What do we sing about? Empowerment. Poverty. Police brutality. Immigrant rights. Racism. Militarism. Threats to civil liberties. Union busting. But it all amounts to nothing unless it’s got a roaring soundtrack, a ripping guitar solo and a huge groove that can decimate a club or make a field of 50,000 bounce until the Richter scale shakes.
The goal is a simple one: boost morale and lift the spirits of those fighting for a better world while playing a devastating, ass-kicking, ear-shattering rock ’n’ roll show. Both the Trump and Sanders campaigns are often described by the media as “raging against the machine.” Sorry, but we intend to demonstrate what raging against the machine really means.
We will not sit on the sidelines of history. We will not go quietly into that dark night. The first stop on our “Make America Rage Again Tour” will be a protest concert outside the Republican National Convention in Cleveland.

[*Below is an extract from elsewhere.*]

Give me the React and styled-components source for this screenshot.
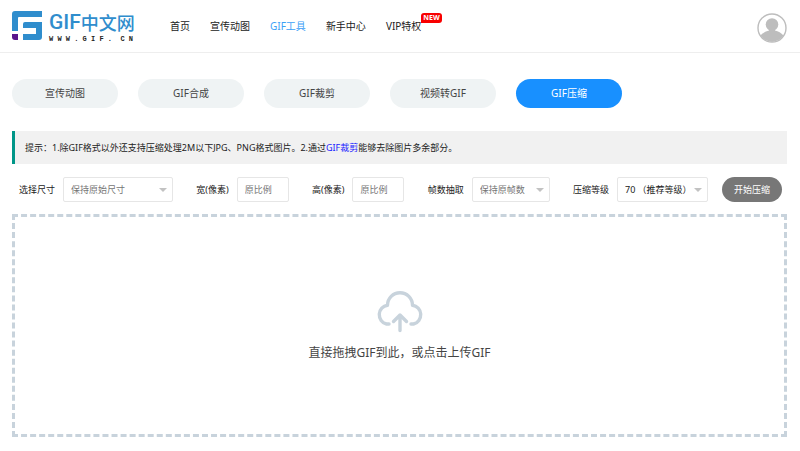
import React from "react";
import styled, { createGlobalStyle, css } from "styled-components";

const GlobalStyle = createGlobalStyle`
  *, *::before, *::after { box-sizing: border-box; }
  body {
    margin: 0;
    background: #fff;
    color: #222;
    font-family: "Noto Sans", "Noto Sans CJK SC", sans-serif;
    font-size: 9px;
    line-height: 16px;
  }
  button, input, select { font: inherit; margin: 0; }
  a { text-decoration: none; }
`;

const Header = styled.header`
  display: flex;
  align-items: center;
  height: 53px;
  padding: 0 13px 0 12px;
  border-bottom: 1px solid #eee;
`;

const Logo = styled.a`
  display: flex;
  align-items: center;
  gap: 7px;
  width: 124px;
  color: #2f8dcd;
  white-space: nowrap;
`;

const LogoMark = styled.svg`
  flex: none;
  width: 30px;
  height: 30px;
`;

const LogoText = styled.span`
  display: flex;
  flex-direction: column;
`;

const LogoName = styled.span`
  display: flex;
  align-items: center;
  font-family: "Noto Sans CJK SC", sans-serif;
  font-size: 18px;
  font-weight: 500;
  line-height: 26px;
`;

const LogoLatin = styled.span`
  font-family: Roboto, sans-serif;
  font-size: 21px;
`;

const LogoSite = styled.span`
  color: #222;
  font-family: "Liberation Mono", monospace;
  font-size: 7px;
  font-weight: 700;
  line-height: 8px;
  white-space: pre;
`;

const Nav = styled.nav`
  display: flex;
  gap: 20px;
  margin-left: 34px;
  font-size: 10px;
  white-space: nowrap;
`;

const NavLink = styled.a`
  position: relative;
  color: ${({ $active }) => ($active ? "#3ba0f6" : "#222")};
`;

const NewBadge = styled.span`
  position: absolute;
  left: 100%;
  top: -5px;
  padding: 0 2px;
  border-radius: 3px 3px 3px 0;
  background: #f80000;
  color: #fff;
  font-size: 7px;
  font-weight: 700;
  line-height: 10px;
`;

const Account = styled.button`
  display: flex;
  margin-left: auto;
  padding: 3px 0 0;
  border: 0;
  background: none;
`;

const Main = styled.main`
  padding: 26px 13px 14px 12px;
`;

const Tools = styled.nav`
  display: flex;
  gap: 20px;
`;

const ToolLink = styled.a`
  width: 106px;
  border-radius: 15px;
  background: ${({ $active }) => ($active ? "#1890ff" : "#eff3f4")};
  color: ${({ $active }) => ($active ? "#fff" : "#444")};
  font-size: 10px;
  line-height: 29px;
  text-align: center;
`;

const Tip = styled.p`
  margin: 23px 0 0;
  padding: 0 10px;
  border-left: 3px solid #009688;
  background: #f1f1f1;
  line-height: 33px;
  a { color: #1a1aff; }
`;

const Options = styled.form`
  display: flex;
  justify-content: space-between;
  align-items: center;
  margin-top: 13px;
  padding: 0 5px 0 7px;
  white-space: nowrap;
`;

const Field = styled.label`
  display: flex;
  align-items: center;
  gap: 8px;
`;

const Actions = styled.div`
  display: flex;
  align-items: center;
  gap: 14px;
`;

const control = css`
  width: ${({ $width }) => $width}px;
  height: 25px;
  padding: 0 7px;
  border: 1px solid #e6e6e6;
  border-radius: 2px;
  background: #fff;
  color: ${({ $dark }) => ($dark ? "#222" : "#757575")};
  outline: 0;
`;

const TextInput = styled.input`
  ${control}
  &::placeholder { color: #757575; opacity: 1; }
`;

const SelectWrap = styled.span`
  display: grid;
  align-items: center;
  > * { grid-area: 1 / 1; }
`;

const Select = styled.select`
  ${control}
  padding-right: 12px;
  appearance: none;
`;

const Caret = styled.span`
  justify-self: end;
  margin-right: 6px;
  border: 4px solid transparent;
  border-top-color: #c2c2c2;
  border-bottom: 0;
  pointer-events: none;
`;

const StartButton = styled.button`
  width: 60px;
  height: 25px;
  padding: 0;
  border: 0;
  border-radius: 13px;
  background: #777;
  color: #fff;
`;

const DropZone = styled.button`
  display: flex;
  flex-direction: column;
  align-items: center;
  width: 100%;
  margin-top: 12px;
  padding: 74px 0 72px;
  border: 3px dashed #c8d3dc;
  background: none;
  color: #444;
  font-size: 12px;
  line-height: 18px;
`;

const CloudIcon = styled.svg`
  width: 50px;
  height: 42px;
  margin-bottom: 11px;
`;

const tools = ["宣传动图", "GIF合成", "GIF裁剪", "视频转GIF", "GIF压缩"];
const navItems = ["首页", "宣传动图", "GIF工具", "新手中心", "VIP特权"];

function SelectField({ label, options, width, dark }) {
  return (
    <Field>
      {label}
      <SelectWrap>
        <Select $width={width} $dark={dark}>
          {options.map((option) => (
            <option key={option}>{option}</option>
          ))}
        </Select>
        <Caret />
      </SelectWrap>
    </Field>
  );
}

export default function App() {
  return (
    <>
      <GlobalStyle />
      <Header>
        <Logo href="#">
          <LogoMark viewBox="0 0 30 30" aria-hidden="true">
            <path d="M3 0H30V6H7Q6 6 6 7V20H0V3Q0 0 3 0Z" fill="#2f8dcd" />
            <path d="M13 11H30V26Q30 29 27 29H11V23H24V17H11V13Q11 11 13 11Z" fill="#2f8dcd" />
            <path d="M0 23H6V29H3Q0 29 0 26Z" fill="#59148c" />
          </LogoMark>
          <LogoText>
            <LogoName>
              <LogoLatin>GIF</LogoLatin>中文网
            </LogoName>
            <LogoSite>W W W . G I F .  C N</LogoSite>
          </LogoText>
        </Logo>
        <Nav>
          {navItems.map((item) => (
            <NavLink key={item} href="#" $active={item === "GIF工具"}>
              {item}
              {item === "VIP特权" && <NewBadge>NEW</NewBadge>}
            </NavLink>
          ))}
        </Nav>
        <Account type="button" aria-label="账户">
          <svg width="30" height="30" viewBox="0 0 30 30">
            <circle cx="15" cy="15" r="14" fill="#fff" stroke="#bdbdbd" strokeWidth="1.4" />
            <circle cx="15" cy="11.5" r="6.3" fill="#bdbdbd" />
            <path d="M3.5 22.5Q7 18.5 12 17.5V16H18V17.5Q23 18.5 26.5 22.5A13.8 13.8 0 0 1 3.5 22.5Z" fill="#bdbdbd" />
          </svg>
        </Account>
      </Header>
      <Main>
        <Tools>
          {tools.map((tool) => (
            <ToolLink key={tool} href="#" $active={tool === "GIF压缩"}>
              {tool}
            </ToolLink>
          ))}
        </Tools>
        <Tip>
          提示：1.除GIF格式以外还支持压缩处理2M以下JPG、PNG格式图片。2.通过<a href="#">GIF裁剪</a>能够去除图片多余部分。
        </Tip>
        <Options>
          <SelectField label="选择尺寸" options={["保持原始尺寸"]} width={110} />
          <Field>
            宽(像素)
            <TextInput $width={52} placeholder="原比例" />
          </Field>
          <Field>
            高(像素)
            <TextInput $width={52} placeholder="原比例" />
          </Field>
          <SelectField label="帧数抽取" options={["保持原帧数"]} width={78} />
          <Actions>
            <SelectField label="压缩等级" options={["70 （推荐等级）"]} width={91} dark />
            <StartButton type="button">开始压缩</StartButton>
          </Actions>
        </Options>
        <DropZone type="button">
          <CloudIcon
            viewBox="0 -2 50 42"
            fill="none"
            stroke="#c8d3dc"
            strokeWidth="3.4"
            strokeLinecap="round"
            strokeLinejoin="round"
            aria-hidden="true"
          >
            <path d="M14 31H11.5A9.6 9.6 0 0 1 12.5 12.2A12.5 12.5 0 0 1 37.5 12.2A9.6 9.6 0 0 1 38.5 31H36" />
            <path d="M25 37.5V22.5M18.5 28.5L25 22L31.5 28.5" />
          </CloudIcon>
          直接拖拽GIF到此，或点击上传GIF
        </DropZone>
      </Main>
    </>
  );
}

People sometimes say, “Hey Tom, shut up and play your guitar!” Oh, I’m gonna play my guitar all right, you can bet on that. But I’m never gonna shut up about human rights. I’m never gonna stop fighting for a more decent, just and humane planet. And if that pisses some people off, too bad.
Harmonizing and hell-raising, poetry and politics, singing and striking, rhythm and rebellion.
What better place than here? What better time than now?